By The One Law Firm – July 2025
“Regino has suggested that parental rights are nearly unlimited, and the District has insisted that a child’s right to make decisions is nearly unrestricted. Neither is the case.” ― Judge Morgan Christen, Regino v. Staley (9th Cir. 2025) [1]
The Lawsuit That Ignited a National Show‑Down
In early 2022, an eleven‑year‑old student at a Chico, California, elementary school quietly asked her counselor to call her by a boy’s name. Under district regulation 5145.3, staff obliged—and agreed to keep the change secret from her mother, Aurora Regino.
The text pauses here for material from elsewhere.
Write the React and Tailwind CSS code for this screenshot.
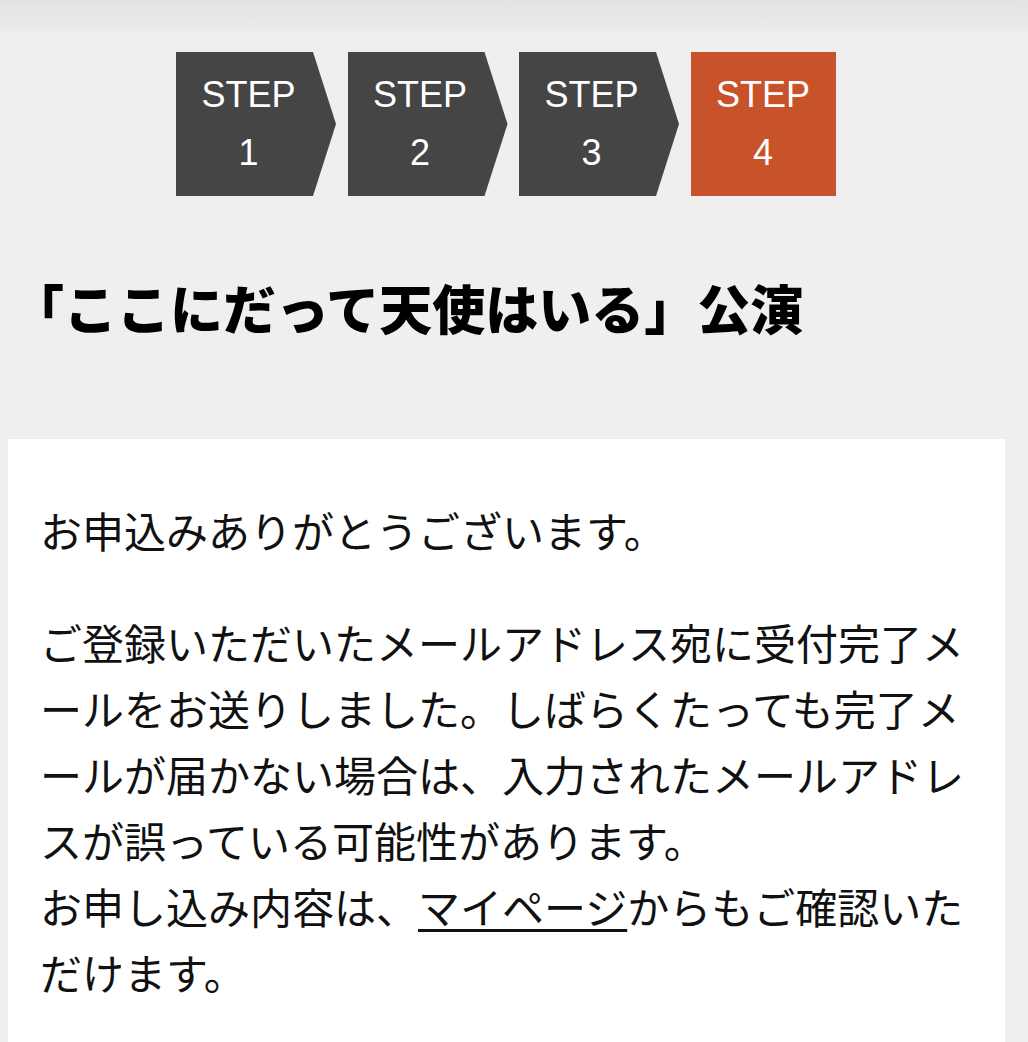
export default function App() {
  const steps = [1, 2, 3];
  return (
    <div className="min-h-[1042px] w-[1028px] bg-[#efefef] overflow-hidden">
      <div className="h-[40px] bg-gradient-to-b from-[#e2e2e2] to-[#efefef] -mb-[40px]" />
      <div className="relative flex pt-[52px] pl-[176px] gap-[11.5px] font-['Liberation_Sans',sans-serif] text-white text-[36px] leading-[58px]">
        {steps.map((n) => (
          <div
            key={n}
            className="w-[160px] h-[144px] bg-[#454545] pr-[15px] flex flex-col justify-center items-center [clip-path:polygon(0_0,137px_0,160px_50%,137px_100%,0_100%)]"
          >
            <span>STEP</span>
            <span>{n}</span>
          </div>
        ))}
        <div className="w-[145px] h-[144px] bg-[#c8532b] flex flex-col justify-center items-center">
          <span>STEP</span>
          <span>4</span>
        </div>
      </div>
      <h1 className="mt-[74px] pl-[11px] text-[53px] leading-[74px] font-black text-black font-['Noto_Sans_CJK_JP',sans-serif]">
        「ここにだって天使はいる」公演
      </h1>
      <div className="mt-[95px] ml-[8px] w-[997px] bg-white pt-[58px] pl-[32px] pr-[32px] pb-[40px] text-[42px] leading-[66px] text-[#111] font-['Noto_Sans_CJK_JP',sans-serif]">
        <p className="mb-[46px]">お申込みありがとうございます。</p>
        <p>
          ご登録いただいたメールアドレス宛に受付完了メールをお送りしました。しばらくたっても完了メールが届かない場合は、入力されたメールアドレスが誤っている可能性があります。
          <br />
          お申し込み内容は、<a className="underline underline-offset-[5px] decoration-[3px]">マイページ</a>からもご確認いただけます。
        </p>
      </div>
    </div>
  );
}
Months later, Regino learned what had happened and sued the district superintendent, Kelly Staley, accusing the school of “socially transitioning” her child behind her back. A federal trial judge tossed the case. On April 4, 2025, the Ninth Circuit Court of Appeals unanimously vacated that dismissal, reviving the most consequential parental‑rights lawsuit of the post‑Dobbs era [1][2].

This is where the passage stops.